現状、マクドナルドやKFC、モスバーガーが、どれだけ海外展開しているかを見てみましょう。

【図4undefinedマクドナルド、KFC、モスバーガーの海外店舗数の推移】

        【図4 マクドナルド、KFC、モスバーガーの海外店舗数の推移】


マクドナルド、KFCには海外店舗がありません。なぜでしょうか?
日本でマクドナルドを展開する日本マクドナルドホールディングスは、米国マクドナルドとの間でライセンス契約を締結しており、日本国内でのみマクドナルドを展開することが可能です。

また、日本でKFCを展開する日本ケンタッキー・フライド・チキンは、シンガポールのヤム・レストランツ・アジア・ピーティイー・リミテッドとの間でフランチャイズ契約を締結しており、日本国内でのみKFCを展開することが可能です。

つまり、日本のマクドナルドやKFCは、日本国内でしか市場展開ができないので、世界進出ができないのです。

他方、モスバーガーは日本の会社により、日本で誕生したブランドですから、マクドナルドやKFCのような制約がありません。ですから、海外進出も自由に行うことができます。

実際モスバーガーは海外店舗があり、少しずつ店舗数を増加させています。つまり、モスバーガーは日本の84兆円の市場規模に縛られることなく、世界市場で店舗展開を行うことできるのです。

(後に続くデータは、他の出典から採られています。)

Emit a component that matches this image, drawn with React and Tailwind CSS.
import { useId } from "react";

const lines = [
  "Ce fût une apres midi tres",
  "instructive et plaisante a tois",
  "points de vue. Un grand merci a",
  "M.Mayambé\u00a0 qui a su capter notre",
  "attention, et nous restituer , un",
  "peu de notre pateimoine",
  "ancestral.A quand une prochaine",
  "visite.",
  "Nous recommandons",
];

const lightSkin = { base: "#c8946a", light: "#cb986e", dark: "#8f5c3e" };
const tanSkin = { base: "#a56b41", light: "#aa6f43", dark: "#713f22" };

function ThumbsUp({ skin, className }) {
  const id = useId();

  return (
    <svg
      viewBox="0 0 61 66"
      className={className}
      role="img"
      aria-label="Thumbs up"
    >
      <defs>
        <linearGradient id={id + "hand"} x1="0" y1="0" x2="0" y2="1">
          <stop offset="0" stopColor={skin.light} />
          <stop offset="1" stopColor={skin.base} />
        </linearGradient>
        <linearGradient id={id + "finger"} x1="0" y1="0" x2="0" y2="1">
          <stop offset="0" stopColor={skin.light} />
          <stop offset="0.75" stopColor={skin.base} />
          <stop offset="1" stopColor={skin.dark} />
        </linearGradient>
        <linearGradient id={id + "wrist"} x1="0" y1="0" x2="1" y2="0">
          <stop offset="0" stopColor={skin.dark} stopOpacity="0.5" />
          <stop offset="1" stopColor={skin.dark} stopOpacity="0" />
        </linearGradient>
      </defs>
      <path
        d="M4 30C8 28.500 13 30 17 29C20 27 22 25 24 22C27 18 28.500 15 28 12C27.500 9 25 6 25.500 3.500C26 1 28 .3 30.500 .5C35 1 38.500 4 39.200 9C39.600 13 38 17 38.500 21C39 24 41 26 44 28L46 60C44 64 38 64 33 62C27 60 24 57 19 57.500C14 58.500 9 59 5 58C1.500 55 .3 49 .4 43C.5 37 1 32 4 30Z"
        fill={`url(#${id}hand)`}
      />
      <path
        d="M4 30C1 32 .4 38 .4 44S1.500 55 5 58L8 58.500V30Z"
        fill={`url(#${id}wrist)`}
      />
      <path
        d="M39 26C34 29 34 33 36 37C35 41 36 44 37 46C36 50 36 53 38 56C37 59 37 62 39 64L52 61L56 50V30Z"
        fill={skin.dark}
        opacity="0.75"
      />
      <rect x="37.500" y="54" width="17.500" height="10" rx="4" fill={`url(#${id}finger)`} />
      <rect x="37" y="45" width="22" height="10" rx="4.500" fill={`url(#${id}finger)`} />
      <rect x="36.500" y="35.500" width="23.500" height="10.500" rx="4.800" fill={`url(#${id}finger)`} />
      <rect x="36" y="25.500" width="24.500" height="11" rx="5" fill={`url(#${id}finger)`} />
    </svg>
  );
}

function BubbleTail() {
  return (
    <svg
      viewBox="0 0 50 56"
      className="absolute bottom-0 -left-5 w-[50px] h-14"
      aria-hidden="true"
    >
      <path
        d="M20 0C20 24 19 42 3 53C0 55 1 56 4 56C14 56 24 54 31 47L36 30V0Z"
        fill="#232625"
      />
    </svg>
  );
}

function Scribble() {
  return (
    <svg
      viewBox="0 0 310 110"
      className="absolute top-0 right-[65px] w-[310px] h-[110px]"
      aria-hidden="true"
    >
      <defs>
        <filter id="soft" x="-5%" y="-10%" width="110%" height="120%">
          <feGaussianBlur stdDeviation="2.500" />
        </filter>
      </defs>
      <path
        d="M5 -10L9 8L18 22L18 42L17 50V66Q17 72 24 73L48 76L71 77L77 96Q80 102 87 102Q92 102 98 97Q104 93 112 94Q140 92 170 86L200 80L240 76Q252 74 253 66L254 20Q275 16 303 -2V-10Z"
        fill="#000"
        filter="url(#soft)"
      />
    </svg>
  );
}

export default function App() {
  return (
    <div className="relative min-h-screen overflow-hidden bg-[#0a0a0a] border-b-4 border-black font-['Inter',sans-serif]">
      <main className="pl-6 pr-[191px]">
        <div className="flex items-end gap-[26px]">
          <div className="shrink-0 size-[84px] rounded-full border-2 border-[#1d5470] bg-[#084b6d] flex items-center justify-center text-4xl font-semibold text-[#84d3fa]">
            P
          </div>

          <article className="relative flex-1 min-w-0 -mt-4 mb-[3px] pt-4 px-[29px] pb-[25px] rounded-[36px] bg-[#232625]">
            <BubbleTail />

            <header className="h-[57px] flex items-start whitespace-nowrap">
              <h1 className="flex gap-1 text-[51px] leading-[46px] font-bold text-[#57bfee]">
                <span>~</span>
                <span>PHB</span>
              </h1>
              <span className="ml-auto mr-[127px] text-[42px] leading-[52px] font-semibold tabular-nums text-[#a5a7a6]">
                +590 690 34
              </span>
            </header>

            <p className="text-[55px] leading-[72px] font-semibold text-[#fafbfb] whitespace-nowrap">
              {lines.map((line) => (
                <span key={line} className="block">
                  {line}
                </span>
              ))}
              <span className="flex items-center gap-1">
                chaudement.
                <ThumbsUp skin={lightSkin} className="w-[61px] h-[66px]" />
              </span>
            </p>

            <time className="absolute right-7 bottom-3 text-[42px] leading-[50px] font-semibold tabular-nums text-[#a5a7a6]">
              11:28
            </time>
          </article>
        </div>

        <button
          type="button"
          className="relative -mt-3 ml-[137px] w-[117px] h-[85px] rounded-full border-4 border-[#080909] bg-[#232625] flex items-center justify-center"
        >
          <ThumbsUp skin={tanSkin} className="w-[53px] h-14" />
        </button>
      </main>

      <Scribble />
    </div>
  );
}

また、モスバーガーは他のファーストフードとは異なる高付加価値路線での差別化をしています。モスバーガーの一般的なイメージは、注文してから作ってくれるので、少し高いけれど、やっぱりおいしい、このようなイメージだと思います。安い、早いイメージのあるマクドナルド、ロッテリア、バーガーキングといった他のハンバーガーショップとは異なる差別化といえます。

また、ライスバーガーといった和風のバーガーなども販売しています。近年の健康志向により海外では和食の人気が高まっています。また、和食の世界無形文化遺産登録により、さらに人気が上昇しているようです。つまり、日本風ハンバーガーチェーンのモスバーガーの海外進出には追い風が吹いているといえます。

このように、日本国内においては厳しい環境にあるファーストフード業界ですが、海外の潜在的な市場規模は非常に大きいといえます。そして、その海外に進出することができて、さらに日本食ブームという追い風も吹いているモスバーガーは、今後の業績拡大余地が大きいといえます。

現在は、マクドナルドやKFCに負けているかもしれませんが、海外進出を拡大させて、日本ブランドとして世界を舞台に、マクドナルドやKFCなどの巨大チェーン店と対等に勝負する日が来てほしいですね!